When Marissa gave her speech of welcome to everyone, she concluded, “When we come together, that is a beginning; when we meet together, that is progress; when we work together, that is success.”

Mabel Murie, a member of the organising committee and who, with Derek, is the owner of Paper Plus and a major sponsor of this event, said, “We all love Whitianga, and we are united by our shared heritage. Everyone has worked so hard for today.”

The Master of Ceremonies, Paul Babida, spoke very graciously of the pride he had in helping lead the programme for this significant day.

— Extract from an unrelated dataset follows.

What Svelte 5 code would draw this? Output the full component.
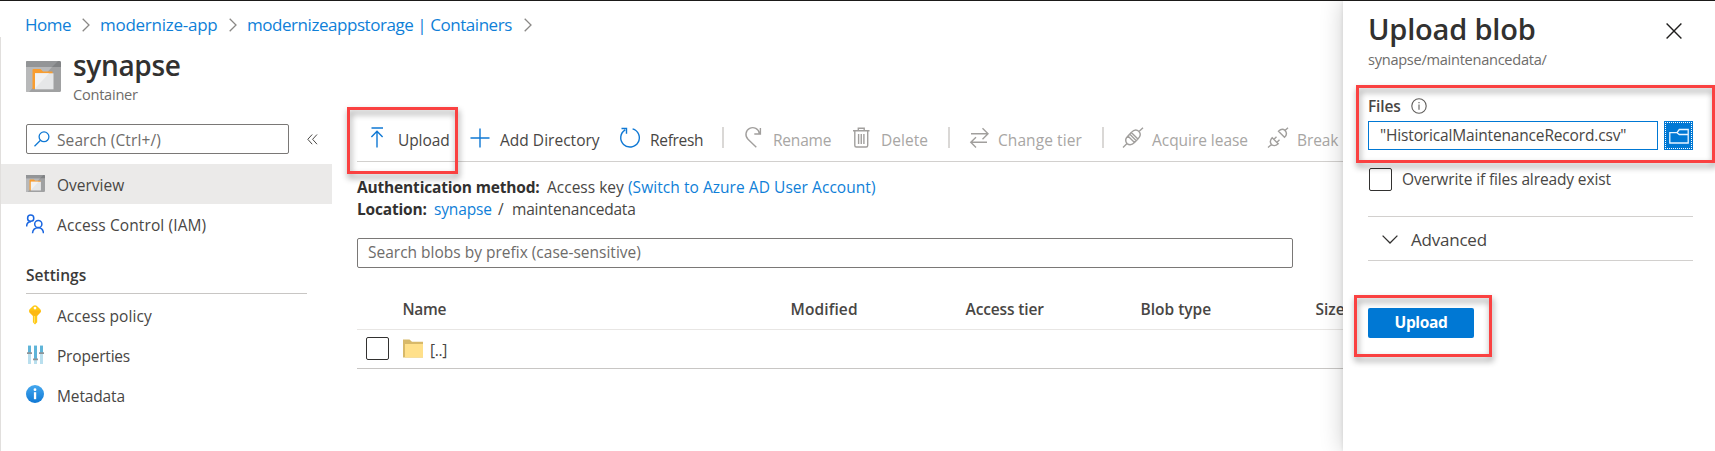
<script>
  const crumbs = [
    { text: 'Home', width: 46, track: -0.5 },
    { text: 'modernize-app', width: 118, track: -0.26 },
    { text: 'modernizeappstorage | Containers', width: 266, track: -0.45 },
  ];
  const nav = [
    { text: 'Overview', icon: 'container', active: true, track: 0 },
    { text: 'Access Control (IAM)', icon: 'people', track: 0.11 },
  ];
  const settings = [
    { text: 'Access policy', icon: 'key', track: 0.06 },
    { text: 'Properties', icon: 'sliders', track: -0.2 },
    { text: 'Metadata', icon: 'info', track: -0.13 },
  ];
  const commands = [
    { text: 'Upload', icon: 'upload', width: 100, label: 27, track: -0.08 },
    { text: 'Add Directory', icon: 'plus', width: 149, label: 29, track: 0.02 },
    { text: 'Refresh', icon: 'refresh', width: 102, label: 30, track: -0.3 },
    { divider: true, width: 23 },
    { text: 'Rename', icon: 'rename', width: 108, label: 28, track: -0.2, disabled: true },
    { text: 'Delete', icon: 'trash', width: 95, label: 28, track: 0.03, disabled: true },
    { divider: true, width: 22 },
    { text: 'Change tier', icon: 'swap', width: 132, label: 28, track: 0.08, disabled: true },
    { divider: true, width: 21 },
    { text: 'Acquire lease', icon: 'plug', width: 145, label: 29, track: -0.04, disabled: true },
    { text: 'Break lease', icon: 'unplug', width: 130, label: 29, track: -0.1, disabled: true },
  ];
  const columns = [
    { text: 'Name', width: 388, track: -0.3 },
    { text: 'Modified', width: 175, track: 0.12 },
    { text: 'Access tier', width: 175, track: -0.12 },
    { text: 'Blob type', width: 175, track: 0 },
    { text: 'Size', width: 60, track: 0 },
  ];
</script>

{#snippet icon(name)}
  {#if name === 'container'}
    <svg class="ic-container" viewBox="0 0 35 31">
      <rect width="35" height="31" rx="1.5" fill="#a0a1a2" />
      <path d="M1.5 0H33.5Q35 0 35 1.5V6H0V1.500Q0 0 1.500 0Z" fill="#808284" />
      <path d="M0 6H26L3 31H1.500Q0 31 0 29.500Z" fill="#b8b9ba" />
      <path d="M1.500 0H32L26 6H0V1.500Q0 0 1.500 0Z" fill="#939597" />
      <path d="M6.500 9Q6.500 8 7.500 8H14.500L17 10.500H26.500V13H9.500V28H6.500Z" fill="#f99d2f" />
      <rect x="9" y="12.300" width="18.500" height="16" fill="#e6e7e8" />
      <path d="M9 12.300H23L9 27.500Z" fill="#f2f2f2" />
    </svg>
  {:else if name === 'people'}
    <svg width="18" height="20" viewBox="0 0 18 20" fill="none" stroke="#1a66e0" stroke-width="1.500">
      <circle cx="4.700" cy="4.200" r="3.100" />
      <path d="M.6 12.500C.7 9.500 2.400 7.800 4.900 7.800" />
      <circle cx="12.300" cy="10" r="3.600" />
      <path d="M6.500 19.300C6.800 15.800 9 13.800 12.300 13.800S17.200 15.800 17.500 19.300" />
    </svg>
  {:else if name === 'key'}
    <svg width="18" height="20" viewBox="0 0 18 20">
      <path d="M7.300 .8Q9 -.4 10.700 .8L14.300 4.300Q15.500 6 14.300 7.600L11.200 10.800V17.200L9 19.400L6.900 17.200V10.800L3.600 7.600Q2.500 6 3.600 4.300Z" fill="#ffc916" />
      <path d="M3.600 5.500H14.800Q15 6.700 14.300 7.600L11.200 10.800H6.900L3.600 7.600Z" fill="#fdb913" />
      <path d="M8 11H9V18.300L8 17.300Z" fill="#ffe06a" />
      <circle cx="9" cy="3.100" r="1.400" fill="#fff" />
    </svg>
  {:else if name === 'sliders'}
    <svg width="18" height="20" viewBox="0 0 18 20">
      <path d="M2 0H5V19H2ZM8 0H11V19H8ZM14 0H17V19H14Z" fill="#b9dfee" />
      <path d="M2 1H5V8H2ZM8 1H11V14H8ZM14 1H17V8H14Z" fill="#5fb4d8" />
      <path d="M1 7.200H6V9H1ZM7 13.500H12V15.200H7ZM13 7.200H18V9H13Z" fill="#8f9496" />
    </svg>
  {:else if name === 'info'}
    <svg width="18" height="18" viewBox="0 0 18 18">
      <defs><linearGradient id="ig" x2="0" y2="1"><stop stop-color="#45a8ef" /><stop offset="1" stop-color="#0f78d4" /></linearGradient></defs>
      <circle cx="9" cy="9" r="9" fill="url(#ig)" />
      <rect x="7.900" y="7.200" width="2.300" height="7" fill="#fff" />
      <circle cx="9" cy="4.700" r="1.400" fill="#fff" />
    </svg>
  {:else if name === 'upload'}
    <svg width="22" height="21" viewBox="0 0 22 21" class="line"><path d="M.5 1H12M6 20.500V4.500M.4 9.900L6 4.300L11.600 9.900" /></svg>
  {:else if name === 'plus'}
    <svg width="22" height="21" viewBox="0 0 22 21" class="line"><path d="M9 1.500V20.500M-.5 11H18.500" /></svg>
  {:else if name === 'refresh'}
    <svg width="22" height="21" viewBox="0 0 22 21" class="line"><path d="M12.600 1.800A9.300 9.300 0 1 1 5.200 2.800M1.500 1.500H6.500V6.700" /></svg>
  {:else if name === 'rename'}
    <svg width="22" height="21" viewBox="0 0 22 21" class="line"><path d="M11.300 20.300L3 12.200A6.700 6.700 0 1 1 14.300 6.500M15.400 1V7H9.300" /></svg>
  {:else if name === 'trash'}
    <svg width="22" height="21" viewBox="0 0 22 21" class="line"><path d="M0 3.800H16.500M5.300 3.500V1.200H11.200V3.500M1.800 4V18.500Q1.800 20 3.300 20H13.200Q14.700 20 14.700 18.500V4M5.600 7V17M8.250 7V17M10.900 7V17" /></svg>
  {:else if name === 'swap'}
    <svg width="22" height="21" viewBox="0 0 22 21" class="line"><path d="M1 6.700H18M12.500 1.200L18 6.700L12.500 12.200M17 15.300H.8M6 10.200L.8 15.300L6 20.400" /></svg>
  {:else if name === 'plug'}
    <svg width="22" height="21" viewBox="0 0 22 21" class="line"><path d="M0 20.500L4 16.500M16 4.500L20 .7M4 16.500C1.500 13.500 2.700 11.200 4.900 9L11.500 15.600C9.300 17.800 6.800 18.900 4 16.500M16 4.500C13.200 2 10.500 3.200 8.300 5.400L14.900 12C17.100 9.800 18.500 7.300 16 4.500M4.900 9L8.300 5.400M11.500 15.600L14.900 12M6.900 7.200L13.300 13.700" /></svg>
  {:else if name === 'unplug'}
    <svg width="22" height="21" viewBox="0 0 22 21" class="line"><path d="M0 20.500L3.500 17.500M17 3.500L20 .7M3.500 17.500C1.500 15 2.200 12.800 4.200 10.800L10.200 16.800C8.200 18.700 6 19.500 3.500 17.500M17 3.500C14.700 1.500 12.300 2.500 10.500 4.300L16.500 10.300C18.400 8.500 19.300 6 17 3.500M6 12.200L8.500 9.800M9 15.200L11.500 12.800" /></svg>
  {/if}
{/snippet}

{#snippet chevron()}
  <svg class="chev" width="8" height="14" viewBox="0 0 8 14"><path d="M.7 .7L7 7L.7 13.300" /></svg>
{/snippet}

<div class="page">
  <nav class="crumbs">
    {#each crumbs as c}
      <a href="#top" style:width="{c.width}px" style:letter-spacing="{c.track}px">{c.text}</a>
      {@render chevron()}
    {/each}
  </nav>

  <header class="head">
    <span class="big">{@render icon('container')}</span>
    <div>
      <h1>synapse</h1>
      <p>Container</p>
    </div>
  </header>

  <div class="body">
    <aside>
      <div class="find">
        <div class="box">
          <svg width="16" height="16" viewBox="0 0 16 16"><circle cx="10" cy="5.800" r="4.900" /><path d="M6.500 9.200L.5 15.300" /></svg>
          <span>Search (Ctrl+/)</span>
        </div>
        <svg class="fold" width="11" height="11" viewBox="0 0 11 11"><path d="M5.200 .5L.8 5.300L5.200 10.200M10 .5L5.600 5.300L10 10.200" /></svg>
      </div>
      {#each nav as n}
        <div class="item" class:active={n.active}>
          <span class="slot">{@render icon(n.icon)}</span>
          <span class="label" style:letter-spacing="{n.track}px">{n.text}</span>
        </div>
      {/each}
      <h2>Settings</h2>
      {#each settings as n}
        <div class="item">
          <span class="slot">{@render icon(n.icon)}</span>
          <span class="label" style:letter-spacing="{n.track}px">{n.text}</span>
        </div>
      {/each}
    </aside>

    <main>
      <div class="toolbar">
        {#each commands as c}
          {#if c.divider}
            <div class="divider" style:width="{c.width}px"></div>
          {:else}
            <div class="cmd" class:disabled={c.disabled} style:width="{c.width}px">
              <span style:width="{c.label}px">{@render icon(c.icon)}</span>
              <span class="label" style:letter-spacing="{c.track}px">{c.text}</span>
            </div>
          {/if}
        {/each}
      </div>
      <div class="meta">
        <div><b>Authentication method:</b><span class="key">Access key</span><a href="#auth">(Switch to Azure AD User Account)</a></div>
        <div><b class="loc">Location:</b><a class="root" href="#root">synapse</a><span class="slash">/</span><span class="dir">maintenancedata</span></div>
      </div>
      <div class="prefix">Search blobs by prefix (case-sensitive)</div>
      <div class="thead">
        {#each columns as c}
          <span style:width="{c.width}px" style:letter-spacing="{c.track}px">{c.text}</span>
        {/each}
      </div>
      <div class="row">
        <span class="check"></span>
        <svg width="20" height="19" viewBox="0 0 20 19"><path d="M0 .5H6.500L9 2.800H20V18.500H0Z" fill="#d8b969" /><rect x="2" y="5" width="18" height="13.500" fill="#ffe08a" /></svg>
        <span class="up">[..]</span>
      </div>
    </main>
  </div>

  <section class="panel">
    <div class="title">
      <div>
        <h1>Upload blob</h1>
        <p>synapse/maintenancedata/</p>
      </div>
      <svg width="16" height="16" viewBox="0 0 16 16"><path d="M.6 .6L15.400 15.400M15.400 .6L.6 15.400" /></svg>
    </div>
    <div class="files">
      <span>Files</span>
      <svg width="16" height="16" viewBox="0 0 16 16"><circle cx="8" cy="8" r="7.200" /><path d="M8 6.500V11.800M8 4V5.200" /></svg>
    </div>
    <div class="pick">
      <div class="file">"HistoricalMaintenanceRecord.csv"</div>
      <button class="browse" aria-label="Browse">
        <svg width="20" height="16" viewBox="0 0 20 16"><path d="M.8 4.700H8L10.300 1.500H19.200V15H.8ZM8 4.700L10.300 6.500H19.200" /></svg>
      </button>
    </div>
    <div class="over"><span class="check"></span><span>Overwrite if files already exist</span></div>
    <div class="adv">
      <svg width="16" height="9" viewBox="0 0 16 9"><path d="M.6 .6L8 8L15.400 .6" /></svg>
      <span>Advanced</span>
    </div>
    <button class="go">Upload</button>
  </section>

  <div class="mark m1"></div>
  <div class="mark m2"></div>
  <div class="mark m3"></div>
</div>

<style>
  :global(body) { background: #fff; overflow: hidden; }
  .page { position: relative; box-sizing: border-box; width: 1715px; height: 451px; overflow: hidden; border-top: 1px solid #1b1a19; background: #fff; font: 15.5px/20px "Open Sans", "Noto Sans", sans-serif; color: #484644; white-space: nowrap; }
  .page * { box-sizing: border-box; }
  h1, h2, p { margin: 0; }
  a { color: #0f7fd8; text-decoration: none; }
  svg { display: block; flex: none; fill: none; }
  .crumbs { display: flex; align-items: center; height: 36px; padding: 11px 0 0 25px; font-size: 17px; line-height: 26px; }
  .crumbs a { flex: none; }
  .chev { margin: 0 10px 0 11px; stroke: #8a8886; stroke-width: 1.300; }
  .head { display: flex; height: 76px; padding-left: 25px; border-left: 1px solid #e1dfdd; }
  .big { padding-top: 24px; width: 47px; flex: none; }
  .big :global(.ic-container) { width: 35px; height: 31px; }
  .head h1 { padding-top: 9px; font-size: 28px; line-height: 38px; font-weight: 600; letter-spacing: -.32px; color: #323130; }
  .head p { font-size: 14.600px; line-height: 20px; letter-spacing: -.25px; color: #6e6c6a; }
  .body { display: flex; height: 338px; border-left: 1px solid #e1dfdd; }
  aside { width: 331px; flex: none; }
  .find { display: flex; align-items: center; height: 51px; padding: 2px 0 0 25px; }
  .box { display: flex; align-items: center; width: 263px; height: 30px; margin-bottom: 3px; margin-top: 2px; padding-left: 7px; border: 1px solid #7a7876; border-radius: 2px; color: #6e6c6a; gap: 7px; letter-spacing: .1px; }
  .box span { padding-top: 1px; }
  .box svg { stroke: #0f78d4; stroke-width: 1.300; }
  .fold { margin-left: 18px; stroke: #4a4846; stroke-width: 1; }
  .item { display: flex; align-items: center; height: 40px; padding-left: 25px; }
  .item.active { background: #ebeae9; }
  .label { padding-top: 1px; }
  .slot { width: 31px; height: 20px; flex: none; }
  .slot :global(.ic-container) { width: 19px; height: 17px; margin-top: 1px; }
  h2 { width: 281px; height: 50px; margin-left: 25px; padding-top: 20px; border-bottom: 1px solid #c8c6c4; font-size: 15.500px; line-height: 22px; font-weight: 600; letter-spacing: .03px; color: #3b3a39; }
  h2 + .item { margin-top: 1px; }
  main { width: 1100px; flex: none; padding-left: 25px; }
  .toolbar { display: flex; align-items: center; height: 49px; padding: 4px 0 0 14px; border-bottom: 1px solid #d2d0ce; }
  .cmd { display: flex; align-items: center; flex: none; }
  .cmd > span { flex: none; }
  .cmd :global(.line) { stroke: #0f78d4; stroke-width: 1.400; margin-top: -3px; overflow: visible; }
  .cmd.disabled { color: #a8a6a4; }
  .cmd.disabled :global(.line) { stroke: #a19f9d; }
  .divider { height: 21px; margin-top: -4px; border-left: 2px solid #dad8d6; flex: none; }
  .meta { padding-top: 14px; line-height: 22px; height: 76px; }
  .meta > div { display: flex; }
  b { width: 190px; color: #323130; font-weight: 700; letter-spacing: -.17px; }
  .key { width: 81px; }
  .meta a { letter-spacing: .05px; }
  .loc { width: 77px; }
  .meta .root { width: 64px; letter-spacing: -.16px; }
  .slash { width: 14px; }
  .dir { letter-spacing: -.2px; }
  .prefix { width: 936px; height: 30px; padding: 2px 10px; border: 1px solid #7a7876; border-radius: 2px; color: #6e6c6a; line-height: 22px; }
  .thead { display: flex; height: 62px; padding: 30px 0 0 45.500px; border-bottom: 1px solid #e8e6e4; font-weight: 600; line-height: 22px; width: 1100px; }
  .thead span { flex: none; }
  .row { display: flex; align-items: center; width: 1100px; height: 39px; padding: 0 0 2px 9px; border-bottom: 1px solid #c8c6c4; }
  .check { width: 23px; height: 23px; border: 1px solid #323130; border-radius: 2px; flex: none; }
  .row svg { margin-left: 14px; }
  .up { margin: 3px 0 0 7px; letter-spacing: -.35px; }
  .panel { position: absolute; top: 0; left: 1343px; width: 372px; height: 450px; padding-left: 25px; background: #fff; box-shadow: 0 0 22px rgba(0,0,0,.2), 0 0 4px rgba(0,0,0,.1); }
  .title { display: flex; height: 92px; }
  .title > div { width: 298px; }
  .title h1 { padding-top: 8px; font-size: 29px; line-height: 40px; font-weight: 600; letter-spacing: -.2px; color: #323130; }
  .title p { font-size: 14.600px; line-height: 20px; letter-spacing: -.28px; color: #6e6c6a; }
  .title svg { margin-top: 22px; stroke: #201f1e; stroke-width: 1.400; }
  .files { display: flex; align-items: center; height: 28px; padding-bottom: 2px; font-weight: 600; }
  .files span { width: 43px; letter-spacing: -.15px; }
  .files svg { stroke: #605e5c; stroke-width: 1.100; }
  .pick { display: flex; gap: 6px; height: 29px; }
  .file { width: 290px; height: 29px; padding: 2px 11px; border: 1px solid #0078d4; line-height: 22px; letter-spacing: -.16px; }
  .browse { display: flex; align-items: center; justify-content: center; width: 29px; height: 29px; padding: 0; border: 1px solid #0078d4; background: #0078d4; outline: 1px dotted #fff; outline-offset: -2px; }
  .browse svg { stroke: #e8f4ff; stroke-width: 1.300; }
  .over { display: flex; height: 66px; padding: 18px 0 0 1px; gap: 10px; letter-spacing: -.12px; }
  .over span + span { padding-top: 1px; }
  .adv { display: flex; align-items: center; width: 325px; height: 45px; padding: 2px 0 0 14px; border-top: 1px solid #d2d0ce; border-bottom: 1px solid #d2d0ce; font-size: 17px; letter-spacing: -.22px; }
  .adv svg { margin: 0 13px 0 0; stroke: #323130; stroke-width: 1.300; }
  .go { display: block; width: 106px; height: 30px; margin-top: 47px; padding: 0 0 1px; border: 0; border-radius: 2px; background: #0078d4; color: #fff; font: 700 15.500px/29px "Open Sans", sans-serif; letter-spacing: -.34px; }
  .mark { position: absolute; border: 3px solid #fa4141; filter: drop-shadow(1px 4px 3px rgba(0,0,0,.42)); }
  .m1 { left: 347px; top: 106px; width: 111px; height: 67px; }
  .m2 { left: 1356px; top: 84px; width: 359px; height: 78px; }
  .m3 { left: 1354px; top: 294px; width: 138px; height: 62px; }
</style>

He thanked all their sponsors and expressed his desire to live a life that – “honours the sacrifice his forefathers and foremothers had made, embraces the present and that empowers the future.”

He was also a star folk dancer and joined with Molly Pineda in what was a very skilful and agile hopscotch style dance, hopping between two decorated, rhythmically moving, lengths of bamboo. Other folk dances, an hilarious rendition of the egg and spoon race; bountiful trays of delicious food, Filipino delicacies and desserts, brief, meaningful speeches, beautiful vocal presentations by Jai Pragnell (from The Lost Spring) and her team, made a memorable day and one to be repeated in the future.

 

Caption: Locals Celebrate 125 years of Philippines Independence.